** START Dataset content **
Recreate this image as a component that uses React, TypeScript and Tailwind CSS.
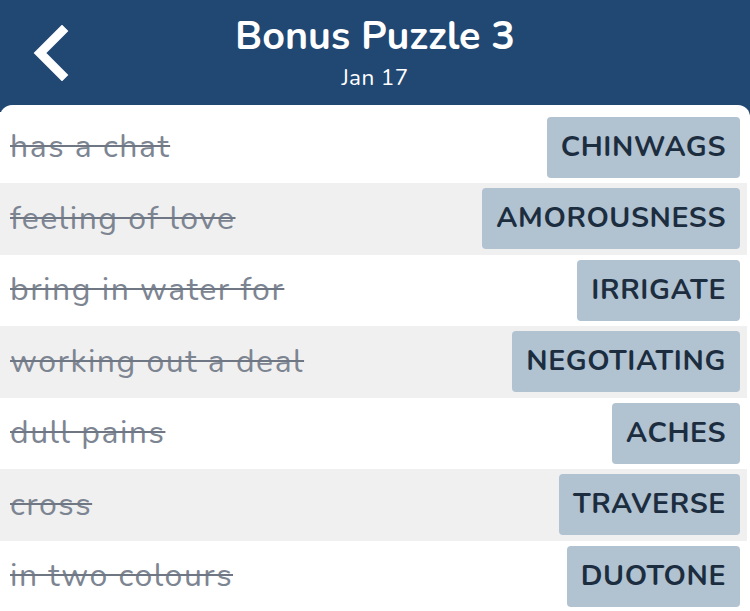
import React from "react";

interface Clue {
  clue: string;
  answer: string;
}

const clues: Clue[] = [
  { clue: "has a chat", answer: "CHINWAGS" },
  { clue: "feeling of love", answer: "AMOROUSNESS" },
  { clue: "bring in water for", answer: "IRRIGATE" },
  { clue: "working out a deal", answer: "NEGOTIATING" },
  { clue: "dull pains", answer: "ACHES" },
  { clue: "cross", answer: "TRAVERSE" },
  { clue: "in two colours", answer: "DUOTONE" },
];

const font = { fontFamily: '"Nunito", "Lato", "Open Sans", sans-serif' };

const BackIcon = () => (
  <svg width="40" height="56" viewBox="0 0 40 56" fill="none">
    <polyline
      points="30,6 8,28 30,50"
      stroke="white"
      strokeWidth="9"
      strokeLinecap="square"
      strokeLinejoin="miter"
    />
  </svg>
);

export default function App() {
  return (
    <div className="w-[750px] h-[611px] overflow-hidden bg-[#214873]" style={font}>
      <div className="relative h-[105px] flex flex-col items-center">
        <button className="absolute left-[32px] top-[25px]">
          <BackIcon />
        </button>
        <h1 className="mt-[11px] text-[39.5px] leading-[50px] font-bold text-white">
          Bonus Puzzle 3
        </h1>
        <p className="mt-[2px] text-[22.5px] leading-[30px] text-white tracking-[0.4px]">
          Jan 17
        </p>
      </div>
      <div className="bg-white rounded-t-[12px] pt-[6.5px] h-[506px]">
        {clues.map((c, i) => (
          <div
            key={i}
            className={`h-[71.5px] mr-[3px] flex items-center justify-between ${
              i % 2 === 1 ? "bg-[#f0f0f0]" : "bg-white"
            }`}
          >
            <span className="pl-[10px] text-[32px] tracking-[1.5px] text-[#7d8592] line-through decoration-[2px] decoration-[#6f7785]">
              {c.clue}
            </span>
            <span className="mr-[7px] h-[61px] px-[14px] flex items-center rounded-[4px] bg-[#b1c2d1] text-[28.5px] font-bold text-[#1c2d40] tracking-[0.6px]">
              {c.answer}
            </span>
          </div>
        ))}
      </div>
    </div>
  );
}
** END Dataset content **
Every line of the data should be copied as it stands, without the images.

> [Problem solution]:
Recreate this image as a component that uses React, TypeScript and Tailwind CSS.
import React from "react";

interface Clue {
  clue: string;
  answer: string;
}

const clues: Clue[] = [
  { clue: "has a chat", answer: "CHINWAGS" },
  { clue: "feeling of love", answer: "AMOROUSNESS" },
  { clue: "bring in water for", answer: "IRRIGATE" },
  { clue: "working out a deal", answer: "NEGOTIATING" },
  { clue: "dull pains", answer: "ACHES" },
  { clue: "cross", answer: "TRAVERSE" },
  { clue: "in two colours", answer: "DUOTONE" },
];

const font = { fontFamily: '"Nunito", "Lato", "Open Sans", sans-serif' };

const BackIcon = () => (
  <svg width="40" height="56" viewBox="0 0 40 56" fill="none">
    <polyline
      points="30,6 8,28 30,50"
      stroke="white"
      strokeWidth="9"
      strokeLinecap="square"
      strokeLinejoin="miter"
    />
  </svg>
);

export default function App() {
  return (
    <div className="w-[750px] h-[611px] overflow-hidden bg-[#214873]" style={font}>
      <div className="relative h-[105px] flex flex-col items-center">
        <button className="absolute left-[32px] top-[25px]">
          <BackIcon />
        </button>
        <h1 className="mt-[11px] text-[39.5px] leading-[50px] font-bold text-white">
          Bonus Puzzle 3
        </h1>
        <p className="mt-[2px] text-[22.5px] leading-[30px] text-white tracking-[0.4px]">
          Jan 17
        </p>
      </div>
      <div className="bg-white rounded-t-[12px] pt-[6.5px] h-[506px]">
        {clues.map((c, i) => (
          <div
            key={i}
            className={`h-[71.5px] mr-[3px] flex items-center justify-between ${
              i % 2 === 1 ? "bg-[#f0f0f0]" : "bg-white"
            }`}
          >
            <span className="pl-[10px] text-[32px] tracking-[1.5px] text-[#7d8592] line-through decoration-[2px] decoration-[#6f7785]">
              {c.clue}
            </span>
            <span className="mr-[7px] h-[61px] px-[14px] flex items-center rounded-[4px] bg-[#b1c2d1] text-[28.5px] font-bold text-[#1c2d40] tracking-[0.6px]">
              {c.answer}
            </span>
          </div>
        ))}
      </div>
    </div>
  );
}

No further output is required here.